However, refunds may be made by check to municipally-owned electric utility
systems if so requested. Retail customers who receive service at transmission
voltage levels, all wholesale customers, and any groups of seasonal agricultural
customers as identified by the electric utility shall be given a one-time
credit or assessed a surcharge made on a monthly basis over a period not to
exceed 12 months through a bill charge. All other customers shall be given
a credit or assessed a surcharge based on a factor which will be applied to
their kilowatt-hour usage over the refund or surcharge period. This factor
will be determined by dividing the amount of refund or surcharge allocated
to each rate class by forecasted kilowatt-hour usage for the class during
the period in which the refund or surcharge will be made.
(6)
A petition to surcharge or refund a fuel under- or
over-recovery balance not associated with a proceeding under subsection (d)

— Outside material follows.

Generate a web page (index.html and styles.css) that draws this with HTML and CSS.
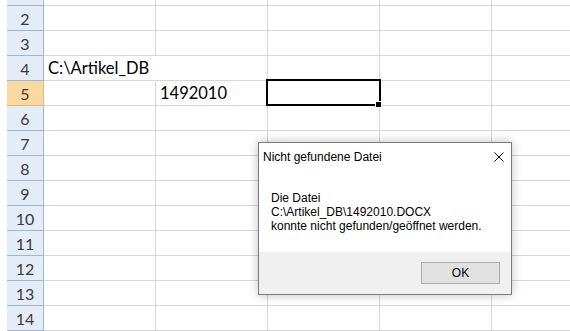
FILE: index.html
```html
<!DOCTYPE html>
<html lang="de">
<head>
    <meta charset="UTF-8">
    <title>Nicht gefundene Datei</title>
    <link rel="stylesheet" href="styles.css">
</head>
<body>

    <div class="sheet">
        <div class="row top">
            <div class="head"></div>
            <div class="cell"></div><div class="cell"></div><div class="cell"></div><div class="cell"></div><div class="cell"></div>
        </div>
        <div class="row">
            <div class="head">2</div>
            <div class="cell"></div><div class="cell"></div><div class="cell"></div><div class="cell"></div><div class="cell"></div>
        </div>
        <div class="row">
            <div class="head">3</div>
            <div class="cell"></div><div class="cell"></div><div class="cell"></div><div class="cell"></div><div class="cell"></div>
        </div>
        <div class="row">
            <div class="head">4</div>
            <div class="cell overflow">C:\Artikel_DB</div><div class="cell"></div><div class="cell"></div><div class="cell"></div><div class="cell"></div>
        </div>
        <div class="row">
            <div class="head selected">5</div>
            <div class="cell"></div><div class="cell">1492010</div><div class="cell active"></div><div class="cell"></div><div class="cell"></div>
        </div>
        <div class="row">
            <div class="head">6</div>
            <div class="cell"></div><div class="cell"></div><div class="cell"></div><div class="cell"></div><div class="cell"></div>
        </div>
        <div class="row">
            <div class="head">7</div>
            <div class="cell"></div><div class="cell"></div><div class="cell"></div><div class="cell"></div><div class="cell"></div>
        </div>
        <div class="row">
            <div class="head">8</div>
            <div class="cell"></div><div class="cell"></div><div class="cell"></div><div class="cell"></div><div class="cell"></div>
        </div>
        <div class="row">
            <div class="head">9</div>
            <div class="cell"></div><div class="cell"></div><div class="cell"></div><div class="cell"></div><div class="cell"></div>
        </div>
        <div class="row">
            <div class="head">10</div>
            <div class="cell"></div><div class="cell"></div><div class="cell"></div><div class="cell"></div><div class="cell"></div>
        </div>
        <div class="row">
            <div class="head">11</div>
            <div class="cell"></div><div class="cell"></div><div class="cell"></div><div class="cell"></div><div class="cell"></div>
        </div>
        <div class="row">
            <div class="head">12</div>
            <div class="cell"></div><div class="cell"></div><div class="cell"></div><div class="cell"></div><div class="cell"></div>
        </div>
        <div class="row">
            <div class="head">13</div>
            <div class="cell"></div><div class="cell"></div><div class="cell"></div><div class="cell"></div><div class="cell"></div>
        </div>
        <div class="row">
            <div class="head">14</div>
            <div class="cell"></div><div class="cell"></div><div class="cell"></div><div class="cell"></div><div class="cell"></div>
        </div>
    </div>

    <div class="dialog">
        <div class="titlebar">
            <span class="title">Nicht gefundene Datei</span>
            <svg class="close" width="10" height="10" viewBox="0 0 10 10">
                <path d="M0.5 0.5 L9.5 9.5 M9.5 0.5 L0.5 9.5" stroke="#000" stroke-width="1" fill="none"/>
            </svg>
        </div>
        <div class="message">
            Die Datei<br>
            C:\Artikel_DB\1492010.DOCX<br>
            konnte nicht gefunden/geöffnet werden.
        </div>
        <div class="footer">
            <button class="ok">OK</button>
        </div>
    </div>

</body>
</html>
```

FILE: styles.css
```css
body {
    margin: 0;
    background-color: #fff;
    font-family: Lato, "Liberation Sans", sans-serif;
    overflow: hidden;
}

.sheet {
    padding-left: 7px;
}

.row {
    display: flex;
    height: 25px;
}

.row.top {
    height: 6px;
}

.head {
    box-sizing: border-box;
    width: 37px;
    flex-shrink: 0;
    background-color: #e4ecf7;
    border-right: 1px solid #9eb6ce;
    border-bottom: 1px solid #9eb6ce;
    color: #3b3b3b;
    font-size: 16px;
    line-height: 25px;
    text-align: center;
}

.head.selected {
    background-color: #f9d9a0;
    border-right-color: #f2b460;
    border-bottom-color: #f2b460;
}

.cell {
    box-sizing: border-box;
    width: 112px;
    flex-shrink: 0;
    border-right: 1px solid #d4d6d9;
    border-bottom: 1px solid #d4d6d9;
    color: #000;
    font-size: 16.5px;
    line-height: 25px;
    padding-left: 4px;
    white-space: nowrap;
}

.cell:last-child {
    flex: 1;
    min-width: 0;
    border-right: none;
}

.cell.overflow {
    border-right-color: transparent;
}

.cell.active {
    position: relative;
}

.cell.active::after {
    content: "";
    position: absolute;
    left: -2px;
    top: -2px;
    right: -2px;
    bottom: -1px;
    border: 2px solid #000;
}

.cell.active::before {
    content: "";
    position: absolute;
    right: -3px;
    bottom: -3px;
    width: 5px;
    height: 5px;
    background-color: #000;
    border: 1px solid #fff;
    z-index: 1;
}

.dialog {
    position: absolute;
    left: 258px;
    top: 142px;
    width: 254px;
    box-sizing: border-box;
    border: 1px solid #7a7a7a;
    background-color: #fff;
    box-shadow: 0 0 10px rgba(0, 0, 0, 0.25);
    font-family: "Liberation Sans", sans-serif;
    font-size: 12px;
    color: #000;
}

.titlebar {
    display: flex;
    justify-content: space-between;
    align-items: center;
    height: 27px;
    padding: 0 7px 0 4px;
}

.message {
    padding: 21px 12px 0 12px;
    height: 61px;
    line-height: 14px;
}

.footer {
    display: flex;
    justify-content: flex-end;
    background-color: #f0f0f0;
    height: 42px;
    padding: 10px 11px 0 0;
    box-sizing: border-box;
}

.ok {
    width: 79px;
    height: 22px;
    background-color: #e1e1e1;
    border: 1px solid #adadad;
    font-family: "Liberation Sans", sans-serif;
    font-size: 12px;
    color: #000;
    padding: 0;
}
```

of this section shall be processed in accordance with the filing schedules
in §25.237(d) of this title (relating to Fuel factors) and the deadlines
in §25.237(e) of this title.
(f)
Procedural schedule. Upon the filing of a petition to reconcile
fuel expenses in a separate proceeding, the presiding officer shall set a
procedural schedule that will enable the commission to issue a final order
in the proceeding within one year after a materially complete petition was
filed. However, if the deadlines result in a number of electric utilities
filing cases within 45 days of each other, the presiding officers shall schedule
the cases in a manner to allow the commission to accommodate the workload
of the cases irrespective of whether such procedural schedule enables the
commission to issue a final order in each of the cases within one year after
a materially complete petition is filed.
§25.237.Fuel Factors.
(a)
Use and calculation of fuel factors. An electric utility's
fuel costs will be recovered from the electric utility's customers by the
use of a fuel factor that will be charged for each kilowatt-hour (kWh) consumed
by the customer.
(1)
Fuel factors are determined by dividing the electric utility's
projected net eligible fuel expenses, as defined in §25.236(a) of this
title (relating to Recovery of Fuel Costs), by the corresponding projected
kilowatt-hour sales for the period in which the fuel factors are expected
to be in effect. Fuel factors must account for system losses and for the difference
in line losses corresponding to the type of voltage at which the electric
service is provided. An electric utility may have different fuel factors for
different times of the year to account for seasonal variations. A different
method of calculation may be allowed upon a showing of good cause by the electric
utility.
(2)
An electric utility may initiate a change to its fuel
factor as follows:
(A)
An electric utility may petition to adjust its fuel factor
as often as once every six months according to the schedule set out in subsection
(d) of this section.
(B)
An electric utility may petition to change its fuel factor
at times other than provided in the schedule if an emergency exists as described
in subsection (f) of this section.
(C)
An electric utility's fuel factor may be changed in any
general rate proceeding.
(3)
Fuel factors are temporary rates, and the electric
utility's collection of revenues by fuel factors is subject to the following
adjustments:
(A)
The reasonableness of the fuel costs that an electric utility
has incurred will be periodically reviewed in a reconciliation proceeding,
as described in §25.236 of this title, and any unreasonable costs incurred
will be refunded to the electric utility's customers.
(B)
To the extent that there are variations between the fuel
costs incurred and the revenues collected, it may be necessary or convenient
to refund overcollections or surcharge undercollections. Refunds or surcharges
may be made without changing an electric utility's fuel factor, but requests
by the electric utility to make refunds or surcharges may only be made at
the times allowed by this paragraph. An electric utility may petition to make
refunds or surcharges at the specified times that these rules allow an electric
utility to change its fuel factor irrespective of whether the electric utility
actually petitions to change its fuel factor at that time. An electric utility
shall petition for a surcharge at the next date allowed for setting a fuel
factor by the schedule set out in subsection (d) of this section when it has
materially undercollected its fuel costs and projects that it will continue
to be in a state of material undercollection. An electric utility shall petition
to make a refund at any time that it has materially overcollected its fuel
costs and projects that it will continue to be in a state of material overcollection.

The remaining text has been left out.